(Records with interface code)
************
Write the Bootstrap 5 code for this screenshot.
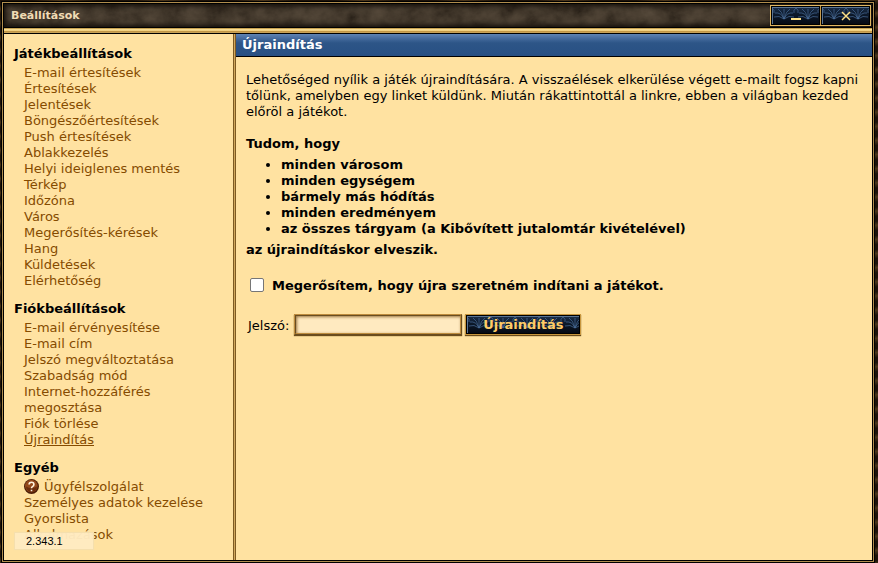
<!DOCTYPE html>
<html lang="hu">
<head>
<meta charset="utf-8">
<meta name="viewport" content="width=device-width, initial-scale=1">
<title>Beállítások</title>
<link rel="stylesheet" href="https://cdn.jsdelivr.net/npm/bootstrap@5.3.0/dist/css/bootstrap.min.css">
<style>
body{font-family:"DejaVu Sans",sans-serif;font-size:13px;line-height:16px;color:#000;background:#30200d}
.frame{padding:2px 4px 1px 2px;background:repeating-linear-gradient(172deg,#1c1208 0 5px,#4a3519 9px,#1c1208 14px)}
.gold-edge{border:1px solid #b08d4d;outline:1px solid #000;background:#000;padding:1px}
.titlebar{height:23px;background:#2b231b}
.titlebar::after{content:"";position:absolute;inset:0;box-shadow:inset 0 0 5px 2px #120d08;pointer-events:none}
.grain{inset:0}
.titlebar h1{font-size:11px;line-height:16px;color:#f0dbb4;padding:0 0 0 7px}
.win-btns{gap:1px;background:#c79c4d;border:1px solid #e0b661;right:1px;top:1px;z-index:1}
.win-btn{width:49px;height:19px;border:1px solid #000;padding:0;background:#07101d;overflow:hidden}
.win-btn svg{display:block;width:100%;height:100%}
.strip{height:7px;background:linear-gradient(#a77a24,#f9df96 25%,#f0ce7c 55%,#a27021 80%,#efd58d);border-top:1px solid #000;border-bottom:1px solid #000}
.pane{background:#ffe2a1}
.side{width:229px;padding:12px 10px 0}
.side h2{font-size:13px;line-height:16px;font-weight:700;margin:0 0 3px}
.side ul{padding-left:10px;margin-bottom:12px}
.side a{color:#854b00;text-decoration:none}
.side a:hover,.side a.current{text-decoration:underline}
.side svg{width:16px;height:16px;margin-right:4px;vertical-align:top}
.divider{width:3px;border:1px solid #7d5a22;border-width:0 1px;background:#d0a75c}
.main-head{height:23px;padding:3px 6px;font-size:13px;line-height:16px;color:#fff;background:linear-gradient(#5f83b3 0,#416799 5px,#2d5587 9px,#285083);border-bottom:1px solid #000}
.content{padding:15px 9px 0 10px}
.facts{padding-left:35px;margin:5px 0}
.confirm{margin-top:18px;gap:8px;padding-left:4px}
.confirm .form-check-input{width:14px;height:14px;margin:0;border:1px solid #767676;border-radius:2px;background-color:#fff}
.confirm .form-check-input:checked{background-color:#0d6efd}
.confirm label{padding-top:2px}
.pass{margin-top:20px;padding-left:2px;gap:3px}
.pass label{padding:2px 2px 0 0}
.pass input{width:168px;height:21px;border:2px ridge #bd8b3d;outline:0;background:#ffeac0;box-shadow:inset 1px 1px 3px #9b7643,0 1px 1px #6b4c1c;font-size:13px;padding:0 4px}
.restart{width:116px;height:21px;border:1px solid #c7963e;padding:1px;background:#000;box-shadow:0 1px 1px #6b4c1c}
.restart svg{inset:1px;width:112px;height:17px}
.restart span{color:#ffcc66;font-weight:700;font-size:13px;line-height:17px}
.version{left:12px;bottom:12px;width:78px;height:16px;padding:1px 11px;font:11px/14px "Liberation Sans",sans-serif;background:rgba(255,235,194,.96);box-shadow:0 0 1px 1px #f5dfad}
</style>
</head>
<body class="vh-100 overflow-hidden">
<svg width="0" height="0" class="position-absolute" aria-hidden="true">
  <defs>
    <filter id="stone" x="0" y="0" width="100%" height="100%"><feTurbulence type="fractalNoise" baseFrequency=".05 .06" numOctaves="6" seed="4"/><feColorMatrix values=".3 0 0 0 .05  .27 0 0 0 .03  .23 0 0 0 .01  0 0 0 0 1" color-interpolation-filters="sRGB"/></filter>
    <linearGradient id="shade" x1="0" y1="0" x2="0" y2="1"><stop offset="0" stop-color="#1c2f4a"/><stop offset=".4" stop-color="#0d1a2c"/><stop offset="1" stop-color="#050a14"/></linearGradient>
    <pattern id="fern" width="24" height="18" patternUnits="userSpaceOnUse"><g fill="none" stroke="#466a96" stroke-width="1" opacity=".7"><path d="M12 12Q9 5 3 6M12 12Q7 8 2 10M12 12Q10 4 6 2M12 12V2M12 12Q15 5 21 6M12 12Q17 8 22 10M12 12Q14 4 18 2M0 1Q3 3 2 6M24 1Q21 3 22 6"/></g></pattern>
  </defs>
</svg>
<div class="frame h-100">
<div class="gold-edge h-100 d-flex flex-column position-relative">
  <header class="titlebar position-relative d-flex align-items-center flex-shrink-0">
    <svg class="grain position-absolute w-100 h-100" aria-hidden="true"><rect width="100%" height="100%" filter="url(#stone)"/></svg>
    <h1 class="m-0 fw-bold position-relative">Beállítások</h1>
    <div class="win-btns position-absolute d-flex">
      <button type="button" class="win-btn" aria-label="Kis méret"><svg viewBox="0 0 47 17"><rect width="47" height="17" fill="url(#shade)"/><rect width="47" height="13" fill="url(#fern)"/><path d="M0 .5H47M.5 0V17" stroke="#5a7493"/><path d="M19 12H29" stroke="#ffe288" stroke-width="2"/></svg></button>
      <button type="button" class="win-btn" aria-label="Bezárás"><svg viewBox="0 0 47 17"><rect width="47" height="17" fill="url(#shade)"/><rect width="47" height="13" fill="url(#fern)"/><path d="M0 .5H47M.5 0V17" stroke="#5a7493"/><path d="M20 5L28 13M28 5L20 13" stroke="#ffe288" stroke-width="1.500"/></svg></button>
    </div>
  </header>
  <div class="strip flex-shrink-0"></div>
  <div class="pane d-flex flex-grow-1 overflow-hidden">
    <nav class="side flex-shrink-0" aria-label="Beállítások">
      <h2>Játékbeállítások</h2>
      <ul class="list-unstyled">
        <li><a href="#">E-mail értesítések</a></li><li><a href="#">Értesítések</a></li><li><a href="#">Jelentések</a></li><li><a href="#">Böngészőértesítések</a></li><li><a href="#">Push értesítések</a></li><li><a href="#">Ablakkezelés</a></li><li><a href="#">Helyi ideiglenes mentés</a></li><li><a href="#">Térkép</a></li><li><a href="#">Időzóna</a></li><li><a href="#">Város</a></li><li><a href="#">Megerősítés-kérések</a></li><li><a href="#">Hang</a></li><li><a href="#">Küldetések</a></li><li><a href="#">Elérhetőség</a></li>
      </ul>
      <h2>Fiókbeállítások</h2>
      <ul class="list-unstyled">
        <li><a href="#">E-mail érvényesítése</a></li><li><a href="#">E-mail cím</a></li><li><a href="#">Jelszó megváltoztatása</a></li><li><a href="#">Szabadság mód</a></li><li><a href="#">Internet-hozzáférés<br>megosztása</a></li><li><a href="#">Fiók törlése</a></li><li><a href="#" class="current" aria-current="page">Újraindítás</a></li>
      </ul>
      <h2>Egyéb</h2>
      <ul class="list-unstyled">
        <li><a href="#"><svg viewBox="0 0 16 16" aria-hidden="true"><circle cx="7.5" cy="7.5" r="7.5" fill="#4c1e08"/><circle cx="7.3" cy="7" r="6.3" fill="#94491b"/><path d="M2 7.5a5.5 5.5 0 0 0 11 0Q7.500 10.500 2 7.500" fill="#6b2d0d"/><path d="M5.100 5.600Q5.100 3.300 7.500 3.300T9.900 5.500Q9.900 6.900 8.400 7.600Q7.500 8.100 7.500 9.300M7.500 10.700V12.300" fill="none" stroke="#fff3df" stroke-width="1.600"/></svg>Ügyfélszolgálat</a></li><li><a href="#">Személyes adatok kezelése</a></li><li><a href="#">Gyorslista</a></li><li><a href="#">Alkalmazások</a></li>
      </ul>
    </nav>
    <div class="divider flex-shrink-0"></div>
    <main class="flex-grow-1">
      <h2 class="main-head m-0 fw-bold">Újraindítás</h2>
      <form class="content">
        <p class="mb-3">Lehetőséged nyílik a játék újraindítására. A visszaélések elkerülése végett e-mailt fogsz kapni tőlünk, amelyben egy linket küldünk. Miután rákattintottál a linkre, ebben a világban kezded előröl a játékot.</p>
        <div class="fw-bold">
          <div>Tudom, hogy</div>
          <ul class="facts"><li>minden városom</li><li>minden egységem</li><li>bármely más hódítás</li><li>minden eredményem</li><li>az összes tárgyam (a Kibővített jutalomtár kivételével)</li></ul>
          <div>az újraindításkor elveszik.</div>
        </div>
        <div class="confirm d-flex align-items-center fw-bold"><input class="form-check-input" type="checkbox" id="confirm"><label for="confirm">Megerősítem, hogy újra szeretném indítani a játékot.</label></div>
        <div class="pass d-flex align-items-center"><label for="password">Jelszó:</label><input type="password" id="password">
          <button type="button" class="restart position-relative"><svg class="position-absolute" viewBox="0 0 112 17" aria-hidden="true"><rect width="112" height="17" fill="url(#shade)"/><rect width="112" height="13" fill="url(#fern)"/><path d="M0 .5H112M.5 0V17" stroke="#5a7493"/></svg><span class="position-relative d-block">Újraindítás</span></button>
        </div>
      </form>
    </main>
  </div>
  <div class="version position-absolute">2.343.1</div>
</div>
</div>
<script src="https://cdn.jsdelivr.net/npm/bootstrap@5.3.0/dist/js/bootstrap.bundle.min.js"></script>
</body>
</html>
************
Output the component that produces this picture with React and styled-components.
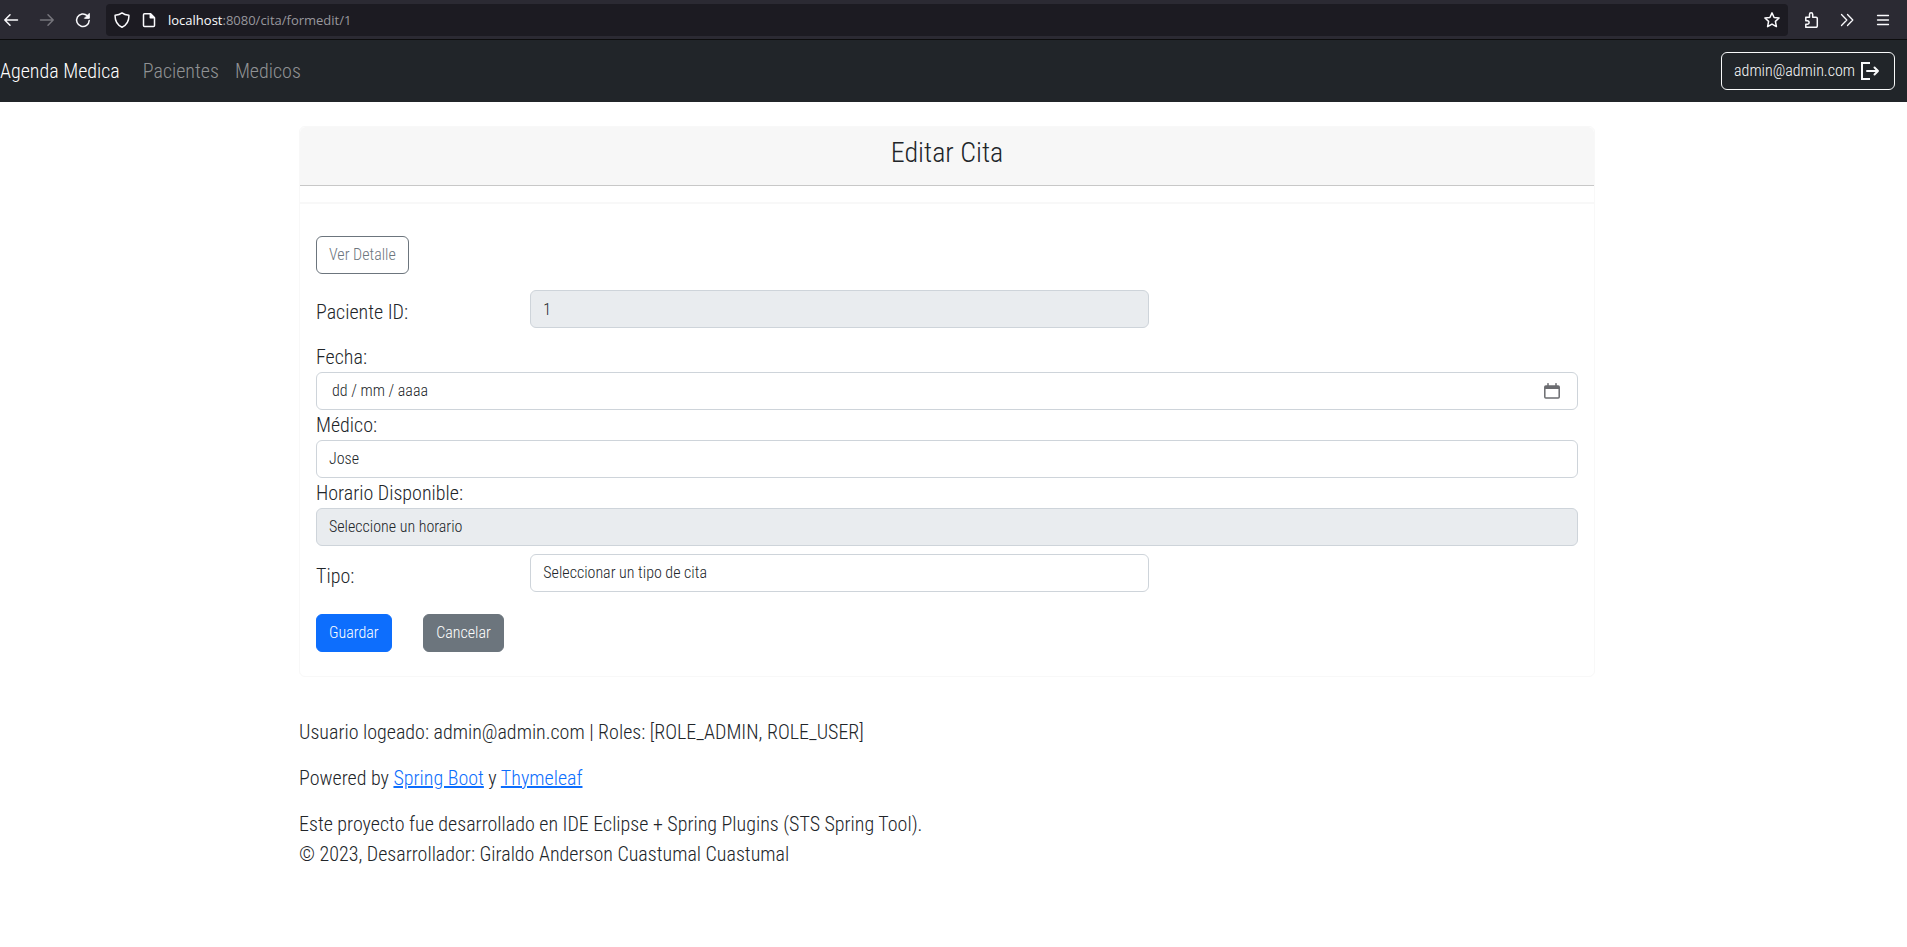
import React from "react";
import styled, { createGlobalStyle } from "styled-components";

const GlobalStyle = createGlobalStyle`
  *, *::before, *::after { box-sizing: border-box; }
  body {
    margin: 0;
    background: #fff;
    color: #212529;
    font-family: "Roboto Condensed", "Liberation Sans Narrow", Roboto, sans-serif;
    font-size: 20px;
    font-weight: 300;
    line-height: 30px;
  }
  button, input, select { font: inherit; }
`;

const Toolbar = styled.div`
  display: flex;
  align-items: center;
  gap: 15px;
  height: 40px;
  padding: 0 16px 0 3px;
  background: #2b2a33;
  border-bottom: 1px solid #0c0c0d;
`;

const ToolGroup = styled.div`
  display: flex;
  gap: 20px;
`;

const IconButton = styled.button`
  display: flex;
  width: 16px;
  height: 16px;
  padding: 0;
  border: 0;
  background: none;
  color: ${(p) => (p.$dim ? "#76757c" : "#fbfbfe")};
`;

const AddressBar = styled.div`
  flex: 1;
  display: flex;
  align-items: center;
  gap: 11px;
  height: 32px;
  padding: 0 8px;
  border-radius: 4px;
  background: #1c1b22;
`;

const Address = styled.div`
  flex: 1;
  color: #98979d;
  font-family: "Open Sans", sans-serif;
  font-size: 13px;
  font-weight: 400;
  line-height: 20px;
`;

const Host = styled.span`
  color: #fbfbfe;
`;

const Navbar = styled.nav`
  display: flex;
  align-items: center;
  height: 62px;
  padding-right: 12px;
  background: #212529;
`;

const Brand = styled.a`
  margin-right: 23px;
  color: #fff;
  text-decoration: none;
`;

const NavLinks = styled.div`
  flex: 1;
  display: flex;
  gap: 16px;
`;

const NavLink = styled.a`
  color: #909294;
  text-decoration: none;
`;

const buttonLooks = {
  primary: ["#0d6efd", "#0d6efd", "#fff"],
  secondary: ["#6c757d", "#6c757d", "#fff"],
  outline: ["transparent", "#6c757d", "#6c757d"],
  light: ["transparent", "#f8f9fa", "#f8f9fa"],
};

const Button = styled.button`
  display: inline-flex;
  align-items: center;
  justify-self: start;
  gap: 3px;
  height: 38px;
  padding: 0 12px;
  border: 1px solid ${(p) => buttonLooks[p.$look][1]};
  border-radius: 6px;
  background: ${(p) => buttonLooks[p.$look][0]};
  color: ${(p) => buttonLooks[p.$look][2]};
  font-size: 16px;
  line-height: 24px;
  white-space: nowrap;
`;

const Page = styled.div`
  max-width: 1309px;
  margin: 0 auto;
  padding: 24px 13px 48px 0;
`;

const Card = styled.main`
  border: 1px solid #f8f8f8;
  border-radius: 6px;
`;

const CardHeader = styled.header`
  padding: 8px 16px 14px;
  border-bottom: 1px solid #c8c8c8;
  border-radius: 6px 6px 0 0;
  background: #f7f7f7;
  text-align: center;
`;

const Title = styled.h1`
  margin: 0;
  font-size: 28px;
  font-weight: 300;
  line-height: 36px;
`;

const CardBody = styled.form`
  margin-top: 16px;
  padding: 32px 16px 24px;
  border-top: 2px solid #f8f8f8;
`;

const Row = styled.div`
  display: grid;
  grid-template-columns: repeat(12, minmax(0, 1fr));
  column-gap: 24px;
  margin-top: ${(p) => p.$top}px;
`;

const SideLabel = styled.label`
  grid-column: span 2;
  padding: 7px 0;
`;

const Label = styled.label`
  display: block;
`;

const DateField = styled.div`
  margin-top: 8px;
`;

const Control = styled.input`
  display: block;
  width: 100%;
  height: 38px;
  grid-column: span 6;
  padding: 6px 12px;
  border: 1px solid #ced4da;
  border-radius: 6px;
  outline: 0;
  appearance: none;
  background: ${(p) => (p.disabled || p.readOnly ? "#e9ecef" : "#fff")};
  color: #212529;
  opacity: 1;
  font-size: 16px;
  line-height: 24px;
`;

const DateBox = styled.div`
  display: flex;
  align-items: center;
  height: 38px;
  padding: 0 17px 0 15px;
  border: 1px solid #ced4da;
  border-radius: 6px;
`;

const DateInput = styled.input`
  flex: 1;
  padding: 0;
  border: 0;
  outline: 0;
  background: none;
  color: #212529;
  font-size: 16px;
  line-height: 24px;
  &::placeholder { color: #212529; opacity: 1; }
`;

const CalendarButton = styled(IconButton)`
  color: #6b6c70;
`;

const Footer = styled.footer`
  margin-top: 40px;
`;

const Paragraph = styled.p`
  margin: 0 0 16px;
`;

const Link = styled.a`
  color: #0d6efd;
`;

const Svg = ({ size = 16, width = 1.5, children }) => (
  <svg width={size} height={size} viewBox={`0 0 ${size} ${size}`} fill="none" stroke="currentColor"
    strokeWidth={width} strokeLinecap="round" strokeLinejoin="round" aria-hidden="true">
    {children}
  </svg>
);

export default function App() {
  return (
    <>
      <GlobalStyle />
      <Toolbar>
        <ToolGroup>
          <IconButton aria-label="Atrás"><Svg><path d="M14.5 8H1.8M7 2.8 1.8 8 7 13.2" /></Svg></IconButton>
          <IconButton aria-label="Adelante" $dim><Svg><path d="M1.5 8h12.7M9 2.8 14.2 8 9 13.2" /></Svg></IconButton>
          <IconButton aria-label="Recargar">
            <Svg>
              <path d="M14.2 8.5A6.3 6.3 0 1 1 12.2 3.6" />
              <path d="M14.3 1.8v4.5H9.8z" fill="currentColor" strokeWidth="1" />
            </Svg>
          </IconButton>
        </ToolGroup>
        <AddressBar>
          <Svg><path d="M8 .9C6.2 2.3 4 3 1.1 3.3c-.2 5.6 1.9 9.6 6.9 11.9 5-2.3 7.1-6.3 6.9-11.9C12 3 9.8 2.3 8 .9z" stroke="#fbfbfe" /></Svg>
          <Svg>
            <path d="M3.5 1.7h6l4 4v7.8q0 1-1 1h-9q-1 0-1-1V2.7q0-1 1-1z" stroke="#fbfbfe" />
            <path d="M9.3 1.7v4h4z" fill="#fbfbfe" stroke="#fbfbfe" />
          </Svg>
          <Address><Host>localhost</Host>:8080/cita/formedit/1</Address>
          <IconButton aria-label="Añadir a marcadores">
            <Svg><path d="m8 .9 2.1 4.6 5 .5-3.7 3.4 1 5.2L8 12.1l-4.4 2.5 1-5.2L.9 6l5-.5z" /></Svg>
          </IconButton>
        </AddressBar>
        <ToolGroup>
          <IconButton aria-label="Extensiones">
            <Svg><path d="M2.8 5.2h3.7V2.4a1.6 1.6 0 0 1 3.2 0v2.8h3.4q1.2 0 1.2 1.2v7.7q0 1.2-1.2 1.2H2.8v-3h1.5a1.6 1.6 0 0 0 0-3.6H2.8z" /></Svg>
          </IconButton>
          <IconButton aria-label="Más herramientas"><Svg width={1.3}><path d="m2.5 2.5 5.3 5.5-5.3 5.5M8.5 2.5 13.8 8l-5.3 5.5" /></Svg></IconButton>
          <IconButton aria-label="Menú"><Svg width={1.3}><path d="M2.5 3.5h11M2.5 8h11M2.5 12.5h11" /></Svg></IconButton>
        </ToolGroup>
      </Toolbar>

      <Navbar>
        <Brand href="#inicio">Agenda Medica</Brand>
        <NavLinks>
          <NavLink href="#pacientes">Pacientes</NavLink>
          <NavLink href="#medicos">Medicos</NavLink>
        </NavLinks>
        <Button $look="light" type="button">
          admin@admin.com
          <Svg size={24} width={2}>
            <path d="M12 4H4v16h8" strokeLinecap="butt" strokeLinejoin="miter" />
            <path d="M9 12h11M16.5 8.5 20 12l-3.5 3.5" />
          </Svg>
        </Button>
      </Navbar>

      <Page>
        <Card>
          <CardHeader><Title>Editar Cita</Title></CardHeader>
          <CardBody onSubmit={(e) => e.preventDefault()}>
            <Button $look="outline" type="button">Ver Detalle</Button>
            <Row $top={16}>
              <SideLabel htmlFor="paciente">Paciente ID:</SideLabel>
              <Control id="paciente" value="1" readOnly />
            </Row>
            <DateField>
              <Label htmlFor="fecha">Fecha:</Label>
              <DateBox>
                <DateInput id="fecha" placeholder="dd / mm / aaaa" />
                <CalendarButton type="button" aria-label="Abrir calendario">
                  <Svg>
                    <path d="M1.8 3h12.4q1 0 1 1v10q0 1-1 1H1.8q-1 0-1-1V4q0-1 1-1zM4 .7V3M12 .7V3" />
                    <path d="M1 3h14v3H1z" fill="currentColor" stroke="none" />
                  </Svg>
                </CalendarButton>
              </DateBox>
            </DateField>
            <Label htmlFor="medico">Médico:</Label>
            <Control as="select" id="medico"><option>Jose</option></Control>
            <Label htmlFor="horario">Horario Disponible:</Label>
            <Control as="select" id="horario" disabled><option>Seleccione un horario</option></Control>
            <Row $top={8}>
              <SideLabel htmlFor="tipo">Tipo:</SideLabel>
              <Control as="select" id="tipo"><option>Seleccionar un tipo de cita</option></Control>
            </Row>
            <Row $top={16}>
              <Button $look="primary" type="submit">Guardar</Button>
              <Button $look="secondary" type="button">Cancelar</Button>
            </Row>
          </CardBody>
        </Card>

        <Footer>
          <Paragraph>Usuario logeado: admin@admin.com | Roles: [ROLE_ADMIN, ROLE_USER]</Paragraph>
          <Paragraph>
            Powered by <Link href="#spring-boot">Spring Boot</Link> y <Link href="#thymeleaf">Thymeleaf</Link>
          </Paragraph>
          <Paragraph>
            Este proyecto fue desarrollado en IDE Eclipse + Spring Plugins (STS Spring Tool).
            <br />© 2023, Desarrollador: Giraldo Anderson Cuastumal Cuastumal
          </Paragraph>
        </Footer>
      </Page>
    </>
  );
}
************
• **YOUR TASK**
Identify every line holding the word "components" and copy it out.

• **THE REPLY**
Output the component that produces this picture with React and styled-components.
import styled, { createGlobalStyle } from "styled-components";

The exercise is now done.